WORK TO COMPLETE:
List all lines of the data containing the word "styles".
□ □ □
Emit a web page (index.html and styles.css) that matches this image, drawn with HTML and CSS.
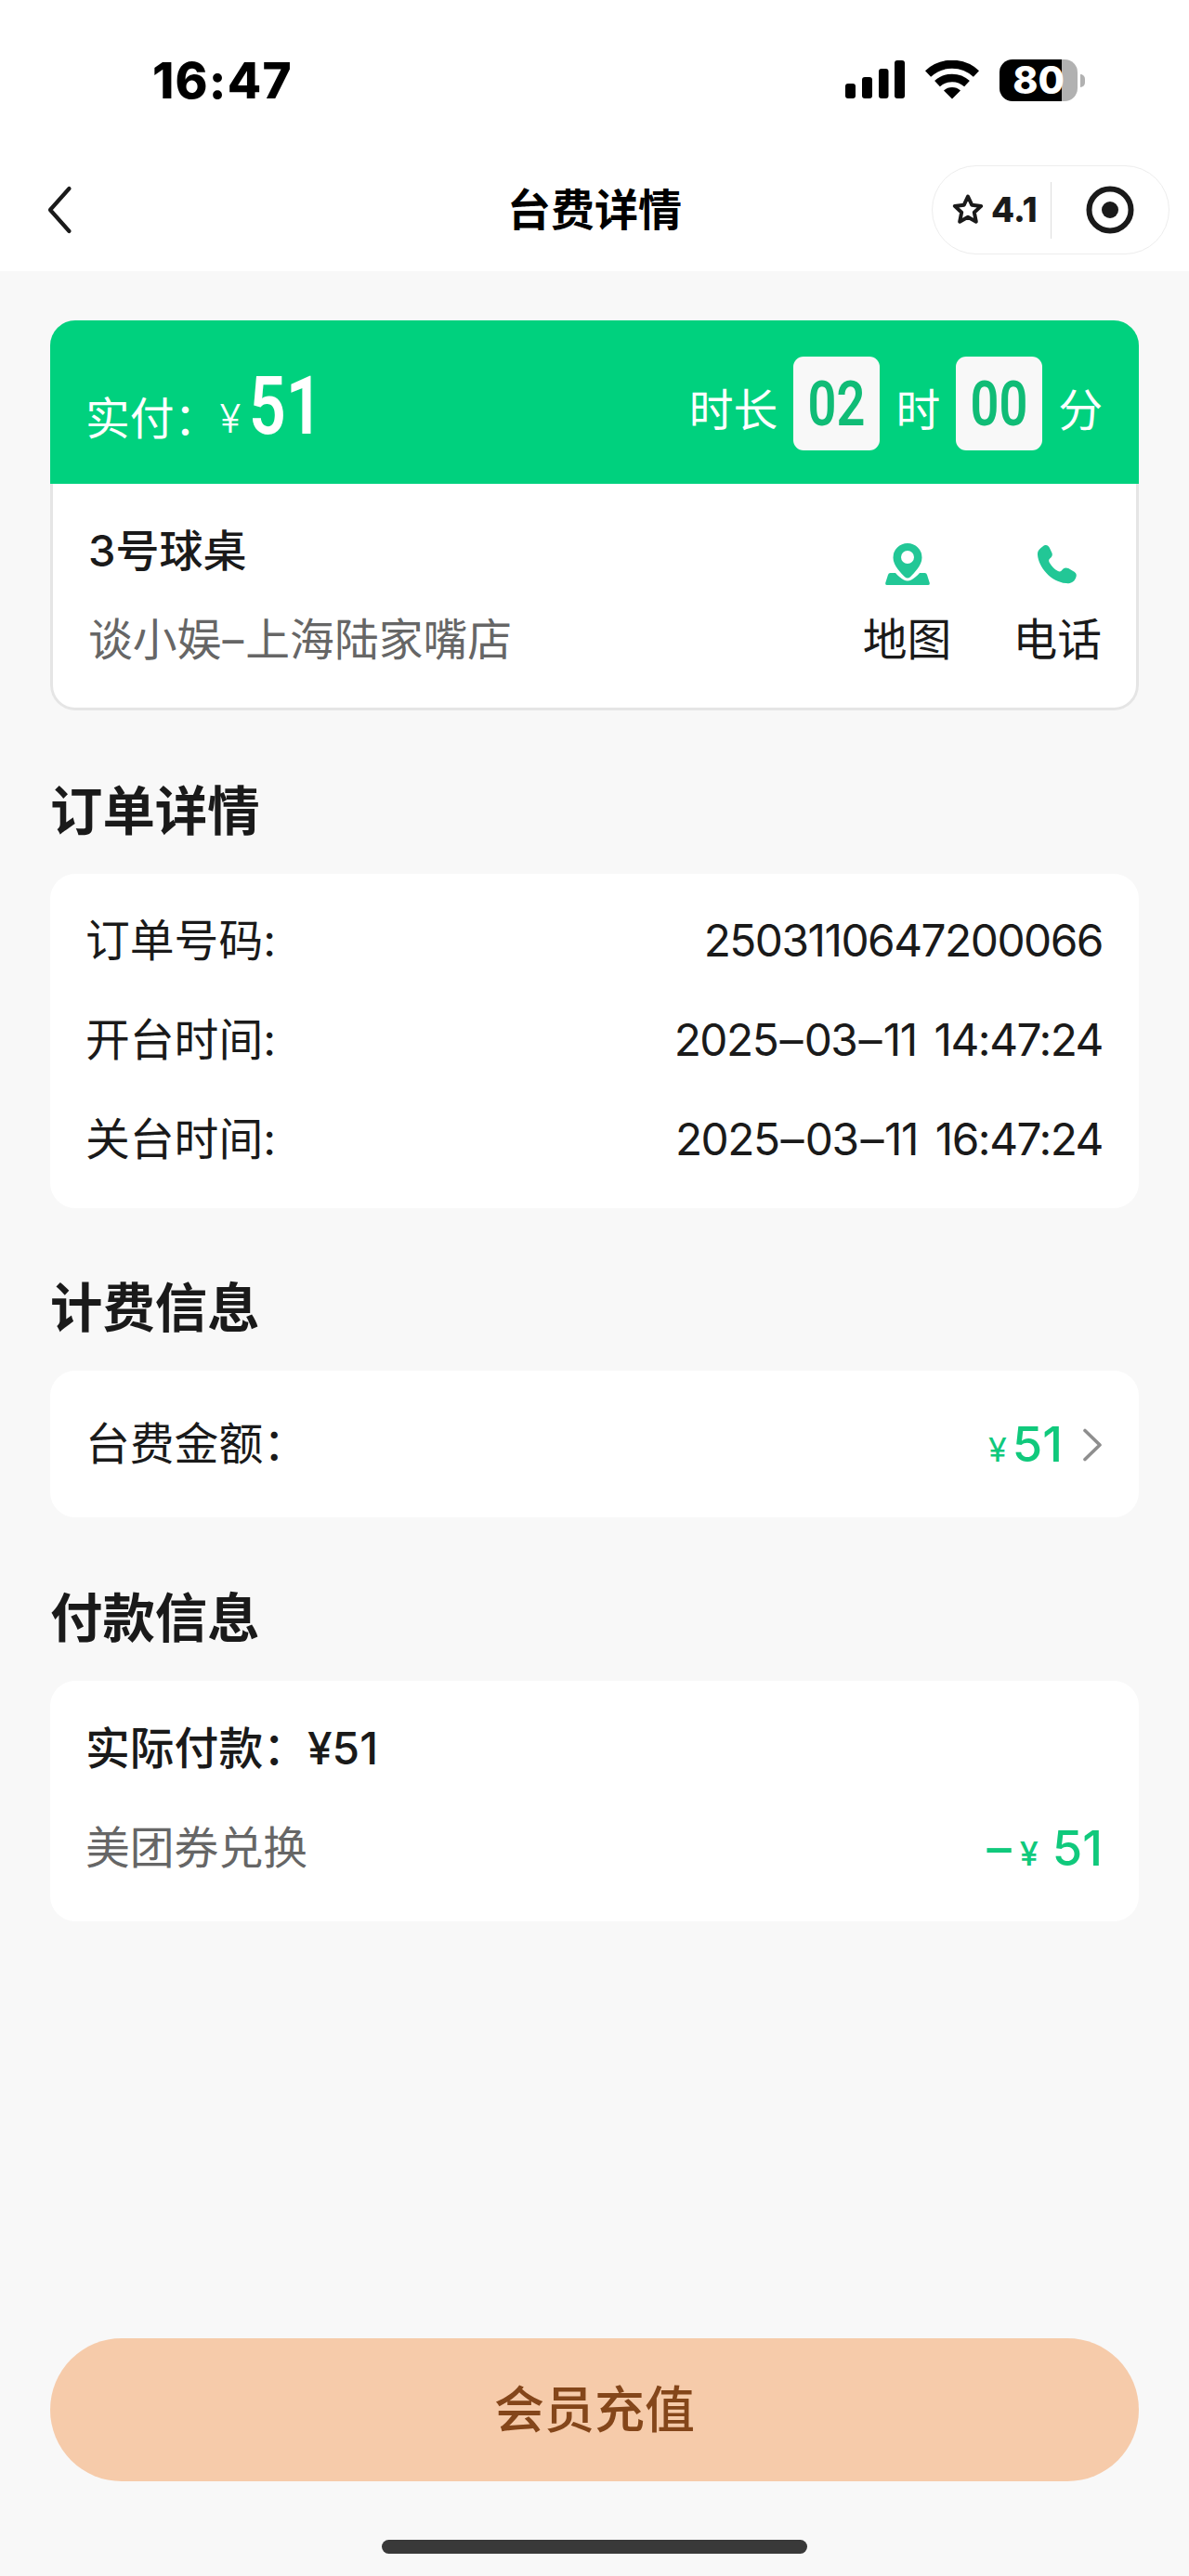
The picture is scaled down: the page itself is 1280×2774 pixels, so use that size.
FILE: index.html
```html
<!DOCTYPE html>
<html lang="zh-CN">
<head>
    <meta charset="UTF-8">
    <meta name="viewport" content="width=device-width, initial-scale=1.0">
    <title>台费详情</title>
    <link rel="stylesheet" href="styles.css">
</head>
<body>
    <div class="page">
        <!-- Status bar + navigation -->
        <header class="header">
            <div class="status-bar">
                <span class="time">16:47</span>
                <div class="status-icons">
                    <svg class="signal" width="64" height="42" viewBox="0 0 64 42">
                        <rect x="0" y="25" width="11" height="16" rx="3"/>
                        <rect x="18" y="18" width="11" height="23" rx="3"/>
                        <rect x="36" y="9" width="10.5" height="32" rx="3"/>
                        <rect x="53" y="0" width="11" height="41" rx="3"/>
                    </svg>
                    <svg class="wifi" width="58" height="42" viewBox="0 0 58 42">
                        <path d="M3 14.5a38 38 0 0 1 52 0" fill="none" stroke="#000" stroke-width="9"/>
                        <path d="M13 25.2a23.5 23.5 0 0 1 32 0" fill="none" stroke="#000" stroke-width="8.5"/>
                        <path d="M29 41.5l-9-9a13.5 13.5 0 0 1 18 0z"/>
                    </svg>
                    <div class="battery"><span>80</span></div>
                </div>
            </div>
            <div class="nav-bar">
                <svg class="back" width="30" height="54" viewBox="0 0 30 54">
                    <path d="M26.5 4L6 27l20.5 23" fill="none" stroke="#1a1a1a" stroke-width="4.2" stroke-linecap="round" stroke-linejoin="round"/>
                </svg>
                <h1 class="title">台费详情</h1>
                <div class="capsule">
                    <div class="rating">
                        <svg width="36" height="36" viewBox="0 0 36 36">
                            <path d="M18 3.5l4.2 9.2 10 1.2-7.4 6.8 2 10L18 25.8l-8.8 4.9 2-10-7.4-6.8 10-1.2z" fill="none" stroke="#1a1a1a" stroke-width="4" stroke-linejoin="round"/>
                        </svg>
                        <span>4.1</span>
                    </div>
                    <div class="close">
                        <svg width="52" height="52" viewBox="0 0 52 52">
                            <circle cx="26" cy="26" r="22.5" fill="none" stroke="#1a1a1a" stroke-width="6"/>
                            <circle cx="26" cy="26" r="9" fill="#1a1a1a"/>
                        </svg>
                    </div>
                </div>
            </div>
        </header>

        <main class="content">
            <!-- Summary card -->
            <div class="summary">
                <div class="summary-top">
                    <div class="paid">
                        <span>实付：</span>
                        <span class="paid-yen">¥</span>
                        <span class="paid-num">51</span>
                    </div>
                    <div class="duration">
                        <span>时长</span>
                        <span class="num-box"><b>02</b></span>
                        <span>时</span>
                        <span class="num-box"><b>00</b></span>
                        <span>分</span>
                    </div>
                </div>
                <div class="summary-bottom">
                    <div class="store">
                        <p class="table-name">3号球桌</p>
                        <p class="store-name">谈小娱<i class="dash">–</i>上海陆家嘴店</p>
                    </div>
                    <div class="actions">
                        <div class="action">
                            <svg width="48" height="46" viewBox="0 0 48 46">
                                <path fill-rule="evenodd" d="M24 0a15.5 15.5 0 0 0-15.5 15.5C8.5 24 17 32 21 36.2q3 2.8 6 0C31 32 39.5 24 39.5 15.5A15.5 15.5 0 0 0 24 0zm0 8a7 7 0 1 1 0 14 7 7 0 0 1 0-14z"/>
                                <path d="M5.5 32h5.5c3 3.5 6.5 6.2 9 7.5q4 2 8 0c2.5-1.3 6-4 9-7.5h5.5q2 0 2.5 2l2.7 8.5q.6 2.5-1.7 2.5h-44q-2.3 0-1.7-2.5L3 34q.5-2 2.5-2z"/>
                            </svg>
                            <span>地图</span>
                        </div>
                        <div class="action">
                            <svg width="48" height="46" viewBox="0 0 48 46">
                                <path d="M8.5 3.500C12 .8 14.5 2 16.5 6.2l2 4.3c1 3-.5 4.5-2.5 6.2-1.5 1.3-.8 3 .2 4.8 2.200 3.600 4.800 6.300 8.300 8.300 1.800 1 3 1 4.300-.3 2-2.700 4-4 7.400-2.400l5 2.800c4 2.200 4.300 4.500 2.600 8-2 4.300-5.800 5.600-10.300 5.200C17 41.500 4 25.500 3 12.500c-.2-4 1.800-6.500 5.500-9z"/>
                            </svg>
                            <span>电话</span>
                        </div>
                    </div>
                </div>
            </div>

            <!-- Order info -->
            <h2>订单详情</h2>
            <div class="card order">
                <div class="row"><span>订单号码:</span><span class="value">2503110647200066</span></div>
                <div class="row"><span>开台时间:</span><span class="value">2025<i class="dash">–</i>03<i class="dash">–</i>11 14:47:24</span></div>
                <div class="row"><span>关台时间:</span><span class="value">2025<i class="dash">–</i>03<i class="dash">–</i>11 16:47:24</span></div>
            </div>

            <!-- Billing -->
            <h2>计费信息</h2>
            <div class="card billing">
                <span>台费金额：</span>
                <div class="amount">
                    <span class="yen">¥</span>
                    <span class="money">51</span>
                    <svg width="22" height="36" viewBox="0 0 22 36">
                        <path d="M3 2.5L19 18 3 33.5" fill="none" stroke="#8e8e8e" stroke-width="3.6" stroke-linecap="round" stroke-linejoin="round"/>
                    </svg>
                </div>
            </div>

            <!-- Payment -->
            <h2>付款信息</h2>
            <div class="card payment">
                <div class="row actual"><span>实际付款：¥51</span></div>
                <div class="row coupon">
                    <span>美团券兑换</span>
                    <div class="amount">
                        <span class="money">–</span>
                        <span class="yen bold">¥</span>
                        <span class="money">51</span>
                    </div>
                </div>
            </div>
        </main>

        <footer class="footer">
            <button class="recharge">会员充值</button>
            <div class="home-indicator"></div>
        </footer>
    </div>
</body>
</html>
```
FILE: styles.css
```css
* {
    box-sizing: border-box;
    margin: 0;
    padding: 0;
}

body {
    background-color: #f8f8f8;
    color: #1a1a1a;
    font-family: Inter, "Noto Sans CJK SC", sans-serif;
    font-size: 47.8px;
    line-height: 66px;
}

svg {
    display: block;
    flex: none;
}

.page {
    display: flex;
    flex-direction: column;
    width: 1280px;
    height: 2774px;
}

/* Header */
.header {
    height: 292px;
    background-color: #fff;
}

.status-bar {
    display: flex;
    justify-content: space-between;
    align-items: center;
    height: 172px;
    padding: 0 120px 0 164px;
}

.time {
    padding-top: 2px;
    color: #000;
    font-size: 53px;
    font-weight: 800;
    letter-spacing: 1.2px;
}

.status-icons {
    display: flex;
    align-items: center;
}

.wifi {
    margin: 0 22px;
}

.battery {
    position: relative;
    width: 84px;
    height: 45px;
    border-radius: 14px;
    background: linear-gradient(to right, #000 67px, #b1b1b1 67px);
    color: #fff;
    font-size: 41px;
    font-weight: 800;
    line-height: 45px;
    text-align: center;
}

/* Battery tip */
.battery::after {
    content: "";
    position: absolute;
    right: -8px;
    top: 16px;
    width: 5px;
    height: 14px;
    border-radius: 0 6px 6px 0;
    background-color: #b1b1b1;
}

.nav-bar {
    display: grid;
    grid-template-columns: 256px 1fr 256px;
    align-items: center;
    height: 108px;
    padding: 0 21px 0 48px;
}

.title {
    padding-right: 27px;
    color: #000;
    font-size: 47px;
    font-weight: 700;
    text-align: center;
}

.capsule {
    display: flex;
    align-items: center;
    height: 96px;
    border: 1px solid #ededed;
    border-radius: 48px;
}

.rating {
    display: flex;
    align-items: center;
    gap: 7px;
    width: 128px;
    height: 61px;
    padding-left: 20px;
    border-right: 1px solid #dedede;
    font-size: 36.5px;
    font-weight: 800;
}

.close {
    display: flex;
    flex: 1;
    justify-content: center;
}

/* Content */
.content {
    flex: 1;
    padding: 53px 54px 0;
}

.summary {
    height: 420px;
    border-radius: 27px;
    background-color: #fff;
    box-shadow: inset 0 0 0 3px #e5e5e5;
    overflow: hidden;
}

.summary-top {
    display: flex;
    justify-content: space-between;
    height: 176px;
    padding: 38px 39px 0 38px;
    background-color: #00d17e;
    color: #fff;
}

.paid {
    display: flex;
    padding-top: 35px;
}

.paid-yen {
    margin-left: 1px;
    font-size: 42px;
    font-weight: 300;
}

.paid-num {
    margin: -14px 0 0 9px;
    font-family: Roboto, sans-serif;
    font-size: 87px;
    font-weight: 600;
    transform: scaleX(0.8);
    transform-origin: left;
}

.duration {
    display: flex;
    gap: 17px;
    padding-top: 1px;
    line-height: 116px;
}

.num-box {
    width: 93px;
    height: 101px;
    border-radius: 11px;
    background-color: #f8f8f8;
    color: #10bc76;
    text-align: center;
    line-height: 103px;
}

.num-box b {
    display: block;
    font-family: Roboto, sans-serif;
    font-size: 66px;
    font-weight: 600;
    transform: scaleX(0.82);
}

.summary-bottom {
    display: flex;
    justify-content: space-between;
    padding: 39px 40px 0 41px;
}

.table-name {
    font-size: 47px;
    font-weight: 500;
}

.store-name {
    margin-top: 30px;
    color: #666;
}

.dash {
    display: inline-block;
    margin: 0 3px;
    font-style: normal;
    transform: scaleX(1.05);
}

.store-name .dash {
    margin: 0 1px;
    transform: scaleX(0.95);
}

.actions {
    display: flex;
    gap: 66px;
    padding-top: 25px;
}

.action {
    display: flex;
    flex-direction: column;
    align-items: center;
    gap: 25px;
    fill: #22c796;
}

h2 {
    margin: 68.7px 0 27px;
    font-size: 56.4px;
    font-weight: 700;
    line-height: 80px;
}

.card {
    padding: 0 39px 0 38px;
    border-radius: 27px;
    background-color: #fff;
}

.row {
    display: flex;
    justify-content: space-between;
    align-items: center;
    height: 107px;
}

.order {
    height: 360px;
    padding-top: 19px;
}

.value {
    letter-spacing: -1.5px;
    word-spacing: 7px;
}

.billing {
    display: flex;
    justify-content: space-between;
    align-items: center;
    height: 158px;
}

.amount {
    display: flex;
    align-items: baseline;
    padding-top: 6px;
    color: #10c97c;
}

.amount svg {
    margin: 0 0 2px 21px;
}

.money {
    font-size: 52.5px;
    font-weight: 500;
}

.yen {
    margin-right: 6px;
    font-size: 36px;
}

.yen.bold {
    margin: 0 15px 0 9px;
    font-weight: 500;
}

.payment {
    height: 259px;
    padding-top: 19px;
}

.actual {
    font-weight: 500;
}

.coupon > span {
    color: #666;
}

/* Footer */
.footer {
    padding: 0 54px;
    height: 256px;
}

.recharge {
    display: block;
    width: 100%;
    height: 154px;
    padding-bottom: 8px;
    border: none;
    border-radius: 77px;
    background-color: #f6cbaa;
    color: #84461a;
    font-family: inherit;
    font-size: 54px;
    font-weight: 500;
}

.home-indicator {
    width: 458px;
    height: 15px;
    margin: 63px auto 0;
    border-radius: 8px;
    background-color: #393939;
}
```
□ □ □
THE RESPONSE:
Emit a web page (index.html and styles.css) that matches this image, drawn with HTML and CSS.
    <link rel="stylesheet" href="styles.css">
FILE: styles.css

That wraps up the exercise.